TASK GOAL:
Your answer should be a single number: the count of lines holding the word "styles".

DATASET:
******

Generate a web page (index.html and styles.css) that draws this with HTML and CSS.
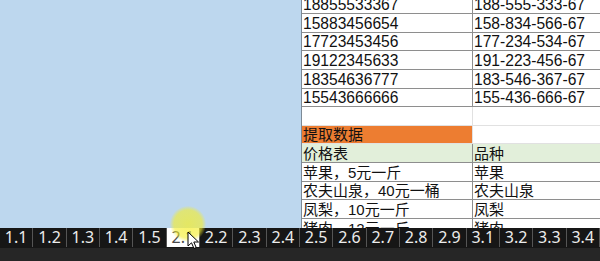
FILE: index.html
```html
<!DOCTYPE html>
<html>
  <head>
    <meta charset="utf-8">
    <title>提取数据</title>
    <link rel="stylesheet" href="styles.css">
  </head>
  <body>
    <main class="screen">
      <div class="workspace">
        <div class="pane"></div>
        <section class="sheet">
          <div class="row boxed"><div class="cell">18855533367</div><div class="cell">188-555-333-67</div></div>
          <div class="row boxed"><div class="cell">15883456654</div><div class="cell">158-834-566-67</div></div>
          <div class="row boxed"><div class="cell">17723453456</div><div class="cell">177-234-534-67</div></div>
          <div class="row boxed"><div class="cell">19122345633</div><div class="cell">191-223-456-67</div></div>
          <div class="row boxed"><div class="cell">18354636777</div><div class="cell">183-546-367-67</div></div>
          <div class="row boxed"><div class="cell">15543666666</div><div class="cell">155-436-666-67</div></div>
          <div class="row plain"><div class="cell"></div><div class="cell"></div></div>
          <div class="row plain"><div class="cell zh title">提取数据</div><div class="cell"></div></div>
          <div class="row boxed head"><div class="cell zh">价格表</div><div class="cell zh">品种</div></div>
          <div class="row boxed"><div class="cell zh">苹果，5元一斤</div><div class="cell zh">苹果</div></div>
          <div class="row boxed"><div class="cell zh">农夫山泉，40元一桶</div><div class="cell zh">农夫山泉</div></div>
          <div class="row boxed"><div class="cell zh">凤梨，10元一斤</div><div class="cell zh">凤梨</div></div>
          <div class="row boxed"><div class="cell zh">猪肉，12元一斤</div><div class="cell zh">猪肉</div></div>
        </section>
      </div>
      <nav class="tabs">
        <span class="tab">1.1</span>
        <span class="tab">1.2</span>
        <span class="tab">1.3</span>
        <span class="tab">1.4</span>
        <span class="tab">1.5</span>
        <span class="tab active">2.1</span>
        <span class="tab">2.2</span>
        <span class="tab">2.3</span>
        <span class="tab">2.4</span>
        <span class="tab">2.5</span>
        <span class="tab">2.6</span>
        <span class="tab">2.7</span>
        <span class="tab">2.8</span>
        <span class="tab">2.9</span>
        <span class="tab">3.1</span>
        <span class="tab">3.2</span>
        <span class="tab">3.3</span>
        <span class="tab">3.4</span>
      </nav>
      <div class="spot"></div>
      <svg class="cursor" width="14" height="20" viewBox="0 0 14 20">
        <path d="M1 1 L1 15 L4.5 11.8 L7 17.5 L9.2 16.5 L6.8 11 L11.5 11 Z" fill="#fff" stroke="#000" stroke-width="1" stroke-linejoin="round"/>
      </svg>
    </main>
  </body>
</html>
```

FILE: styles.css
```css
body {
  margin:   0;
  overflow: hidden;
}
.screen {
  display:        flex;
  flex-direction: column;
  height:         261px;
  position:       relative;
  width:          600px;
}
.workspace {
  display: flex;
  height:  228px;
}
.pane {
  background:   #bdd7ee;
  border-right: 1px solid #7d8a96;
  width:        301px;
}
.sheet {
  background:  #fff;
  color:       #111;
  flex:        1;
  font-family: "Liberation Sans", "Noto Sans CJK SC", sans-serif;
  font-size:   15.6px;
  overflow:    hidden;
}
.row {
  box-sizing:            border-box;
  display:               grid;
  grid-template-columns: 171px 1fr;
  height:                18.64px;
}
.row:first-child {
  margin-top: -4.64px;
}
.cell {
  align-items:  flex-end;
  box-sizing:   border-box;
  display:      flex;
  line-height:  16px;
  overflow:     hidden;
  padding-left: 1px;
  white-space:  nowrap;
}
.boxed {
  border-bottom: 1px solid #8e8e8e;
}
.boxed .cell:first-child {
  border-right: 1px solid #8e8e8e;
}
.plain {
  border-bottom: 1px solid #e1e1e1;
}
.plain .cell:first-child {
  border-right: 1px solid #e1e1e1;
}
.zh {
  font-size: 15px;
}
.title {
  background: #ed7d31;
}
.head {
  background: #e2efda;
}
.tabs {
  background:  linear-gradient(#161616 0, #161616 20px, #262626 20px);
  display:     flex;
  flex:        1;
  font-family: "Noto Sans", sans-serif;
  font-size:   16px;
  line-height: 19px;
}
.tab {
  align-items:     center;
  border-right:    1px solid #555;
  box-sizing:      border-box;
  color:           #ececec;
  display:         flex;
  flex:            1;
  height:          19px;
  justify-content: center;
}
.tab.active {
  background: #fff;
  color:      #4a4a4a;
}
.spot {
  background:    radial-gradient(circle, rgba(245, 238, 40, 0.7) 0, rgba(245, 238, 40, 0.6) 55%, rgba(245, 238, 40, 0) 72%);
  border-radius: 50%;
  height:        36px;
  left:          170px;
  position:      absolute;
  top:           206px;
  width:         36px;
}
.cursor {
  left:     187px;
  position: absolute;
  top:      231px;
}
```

******

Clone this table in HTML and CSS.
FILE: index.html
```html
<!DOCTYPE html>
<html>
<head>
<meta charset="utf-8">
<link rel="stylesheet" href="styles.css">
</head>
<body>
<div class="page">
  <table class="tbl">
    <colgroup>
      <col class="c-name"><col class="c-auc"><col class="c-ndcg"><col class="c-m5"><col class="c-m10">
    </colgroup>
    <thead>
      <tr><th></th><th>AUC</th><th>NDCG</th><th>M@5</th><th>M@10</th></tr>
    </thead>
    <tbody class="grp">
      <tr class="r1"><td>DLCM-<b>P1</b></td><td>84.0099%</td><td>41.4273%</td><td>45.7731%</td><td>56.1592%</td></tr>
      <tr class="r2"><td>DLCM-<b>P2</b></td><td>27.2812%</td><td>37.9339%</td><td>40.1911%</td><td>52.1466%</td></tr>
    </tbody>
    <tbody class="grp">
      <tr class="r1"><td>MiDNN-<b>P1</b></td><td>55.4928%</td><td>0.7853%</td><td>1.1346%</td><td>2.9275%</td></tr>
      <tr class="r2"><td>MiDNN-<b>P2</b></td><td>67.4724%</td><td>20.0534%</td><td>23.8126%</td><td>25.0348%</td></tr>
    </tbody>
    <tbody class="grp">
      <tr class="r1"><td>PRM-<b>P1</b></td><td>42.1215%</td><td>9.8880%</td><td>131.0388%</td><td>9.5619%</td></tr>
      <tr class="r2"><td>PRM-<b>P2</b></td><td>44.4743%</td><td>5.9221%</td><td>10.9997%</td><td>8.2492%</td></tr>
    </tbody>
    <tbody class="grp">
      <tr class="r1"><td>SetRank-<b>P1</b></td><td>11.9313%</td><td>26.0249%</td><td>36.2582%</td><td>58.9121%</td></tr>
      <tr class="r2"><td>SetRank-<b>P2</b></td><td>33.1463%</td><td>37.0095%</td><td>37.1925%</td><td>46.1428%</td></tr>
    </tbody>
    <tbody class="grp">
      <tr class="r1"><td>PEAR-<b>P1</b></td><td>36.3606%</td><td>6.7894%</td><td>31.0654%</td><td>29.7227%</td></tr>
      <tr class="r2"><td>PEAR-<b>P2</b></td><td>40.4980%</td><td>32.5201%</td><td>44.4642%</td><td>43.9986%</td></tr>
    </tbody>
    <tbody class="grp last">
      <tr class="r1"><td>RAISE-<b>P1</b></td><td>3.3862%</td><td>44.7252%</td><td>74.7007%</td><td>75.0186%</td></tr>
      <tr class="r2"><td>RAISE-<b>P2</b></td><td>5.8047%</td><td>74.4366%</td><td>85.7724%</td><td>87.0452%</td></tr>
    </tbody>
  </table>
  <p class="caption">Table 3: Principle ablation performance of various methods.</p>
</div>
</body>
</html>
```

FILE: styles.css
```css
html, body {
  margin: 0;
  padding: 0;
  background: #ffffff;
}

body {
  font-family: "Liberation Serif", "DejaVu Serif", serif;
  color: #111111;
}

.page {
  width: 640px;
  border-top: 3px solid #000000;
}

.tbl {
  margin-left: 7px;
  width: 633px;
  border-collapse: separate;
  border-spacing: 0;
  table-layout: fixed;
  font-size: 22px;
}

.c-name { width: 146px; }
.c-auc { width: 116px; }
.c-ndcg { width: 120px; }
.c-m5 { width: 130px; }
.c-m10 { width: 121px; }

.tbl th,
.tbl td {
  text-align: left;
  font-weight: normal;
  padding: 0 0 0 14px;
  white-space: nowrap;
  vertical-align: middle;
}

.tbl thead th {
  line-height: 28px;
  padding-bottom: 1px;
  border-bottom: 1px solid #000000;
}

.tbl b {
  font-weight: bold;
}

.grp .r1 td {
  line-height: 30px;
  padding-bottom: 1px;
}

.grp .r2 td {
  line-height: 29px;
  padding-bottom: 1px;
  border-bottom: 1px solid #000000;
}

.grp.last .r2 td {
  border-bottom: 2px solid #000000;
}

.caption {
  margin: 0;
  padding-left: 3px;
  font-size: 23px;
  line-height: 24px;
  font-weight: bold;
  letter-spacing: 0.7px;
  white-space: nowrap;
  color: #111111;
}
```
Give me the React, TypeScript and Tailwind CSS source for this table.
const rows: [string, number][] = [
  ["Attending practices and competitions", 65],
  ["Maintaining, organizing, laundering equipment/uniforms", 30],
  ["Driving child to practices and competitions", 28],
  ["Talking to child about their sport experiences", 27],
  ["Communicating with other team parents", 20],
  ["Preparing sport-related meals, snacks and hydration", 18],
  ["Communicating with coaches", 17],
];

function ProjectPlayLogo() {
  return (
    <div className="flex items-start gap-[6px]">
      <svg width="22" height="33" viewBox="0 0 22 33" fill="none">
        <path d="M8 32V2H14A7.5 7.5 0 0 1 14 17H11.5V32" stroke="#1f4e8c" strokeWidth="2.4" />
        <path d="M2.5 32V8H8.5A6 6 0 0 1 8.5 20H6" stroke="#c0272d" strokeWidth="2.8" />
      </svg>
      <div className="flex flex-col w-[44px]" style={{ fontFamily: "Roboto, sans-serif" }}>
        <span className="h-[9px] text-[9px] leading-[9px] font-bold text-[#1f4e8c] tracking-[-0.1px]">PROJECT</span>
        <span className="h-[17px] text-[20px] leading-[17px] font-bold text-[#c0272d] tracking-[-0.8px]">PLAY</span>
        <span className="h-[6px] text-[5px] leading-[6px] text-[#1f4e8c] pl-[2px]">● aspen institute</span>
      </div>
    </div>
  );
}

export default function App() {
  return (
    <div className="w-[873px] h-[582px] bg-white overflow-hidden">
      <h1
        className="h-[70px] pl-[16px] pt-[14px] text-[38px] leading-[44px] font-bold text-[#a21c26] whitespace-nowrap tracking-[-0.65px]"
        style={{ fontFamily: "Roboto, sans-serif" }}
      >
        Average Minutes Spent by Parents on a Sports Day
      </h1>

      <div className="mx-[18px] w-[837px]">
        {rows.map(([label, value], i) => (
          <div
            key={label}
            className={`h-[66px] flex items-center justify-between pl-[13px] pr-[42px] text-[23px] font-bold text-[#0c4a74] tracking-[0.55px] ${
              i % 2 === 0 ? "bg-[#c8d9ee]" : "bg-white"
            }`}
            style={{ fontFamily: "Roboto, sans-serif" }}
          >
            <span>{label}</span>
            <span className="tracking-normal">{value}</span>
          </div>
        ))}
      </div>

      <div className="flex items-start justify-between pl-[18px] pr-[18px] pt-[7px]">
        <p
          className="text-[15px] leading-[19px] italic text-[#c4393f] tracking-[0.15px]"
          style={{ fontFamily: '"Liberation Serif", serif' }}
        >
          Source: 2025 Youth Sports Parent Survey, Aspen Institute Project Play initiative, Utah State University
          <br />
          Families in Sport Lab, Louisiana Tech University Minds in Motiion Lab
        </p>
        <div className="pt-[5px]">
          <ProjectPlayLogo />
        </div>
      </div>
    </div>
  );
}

******

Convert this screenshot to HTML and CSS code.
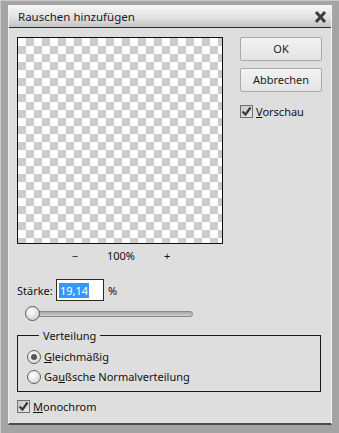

******

EXERCISE ANSWER:
5